We need to make many of these short-term changes permanent, and give businesses the flexibility to try new, creative ideas. This includes making sure that licensing and permitting requirements are focused on public safety, and not on stifling competition. It also means continuing to monitor abuses of employment law, like noncompete clauses, which big businesses often use to depress innovation and competition.
Investing in locally-owned businesses and workers
As a region, we must invest in thoughtful workforce development programs that train local residents of all backgrounds to participate in the 21st century economy.
This means ensuring that when the new Revere High School is built, it is equipped to train students for the jobs of the future, including space for robotics, biotechnology, and life sciences. It also means ensuring the school has a vocational and technical component to give more students access to career education.
Revere, Chelsea, and Saugus need partners at the state level to unlock investment in programs that support small food vendors, artists, and other unique enterprises.
When I worked in the Mayor’s office in Revere, I worked on projects to create a one-stop landing page for starting a business in Revere, and to create “e-permitting” to make the process of getting started easier and more convenient. We need to invest in additional resources like these to make the process of starting a business less daunting.
Creating Walkable, Vibrant, Accessible Spaces
The best way to help small businesses thrive is to create safe, walkable, vibrant spaces, especially near transit. State-level grant funding has been crucial in upgrading infrastructure in key corridors like Broadway and Shirley Ave in Revere.
Continued upgrades to transit are also crucial. By strengthening bus service and reimagining the commuter rail, we will increase the number of neighborhoods with access to a workforce and a customer base.
Recognizing that internet is essential
The COVID-19 pandemic has highlighted both the necessity of the internet, and the gap in internet availability. Businesses need quality internet access to participate in today’s economy, and customers need the internet to connect to commerce and to jobs. But we can’t rely on monopolistic cable companies to expand internet access.
Several communities around Massachusetts, including Chicopee, have invested in community or municipal-owned broadband programs. Communities like ours should explore similar options to make sure our residents have access to the tools they need to participate in the economy.

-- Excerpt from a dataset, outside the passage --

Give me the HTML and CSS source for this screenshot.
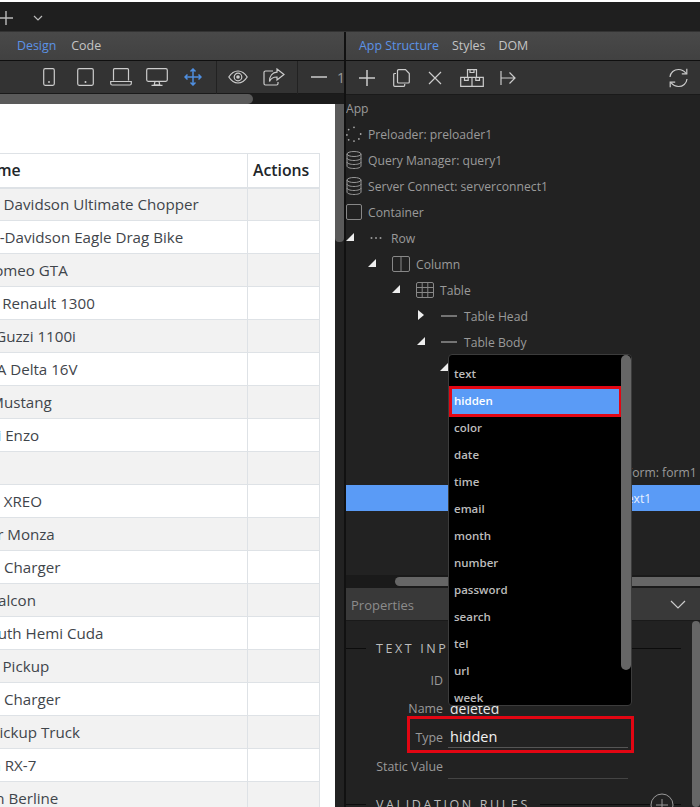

Supporting green-collar enterprises
The working-class jobs of the future will be “green-collar” jobs in clean energy, or in retrofitting existing buildings. We need to invest in job training programs for these jobs, make sure local vocational schools and community colleges are equipped to prepare residents to move in to them, and ensure that Massachusetts rightfully emerges as a global leader in wind and solar technology.
Short-term COVID-19 relief
In coming months, small businesses will need continued support from the government to stay afloat. This means another round of small business loans to help businesses keep employees on their payroll and remain open. It also means continued state-level investment in PPE and sanitation supplies to provide to local businesses to allow them to operate safely.
We need state-level support to ward off economic devastation, especially in hard-hit communities like Chelsea, where local leaders recently called on the Governor to provide additional support for programs like food and rental assistance. If the local workforce and customer base can’t afford to pay rent or for essentials, businesses will suffer, too.
Our region needed thoughtful investments in workforce training and community development even before this crisis – but now, as we recover, these efforts are more important than ever. I am committed to championing small businesses and local entrepreneurs if elected to serve the 16th Suffolk District.
Joe Gravellese is a candidate for State Representative in the Democratic Primary election on September 1 in the 16th Suffolk District (Revere, Chelsea, Saugus).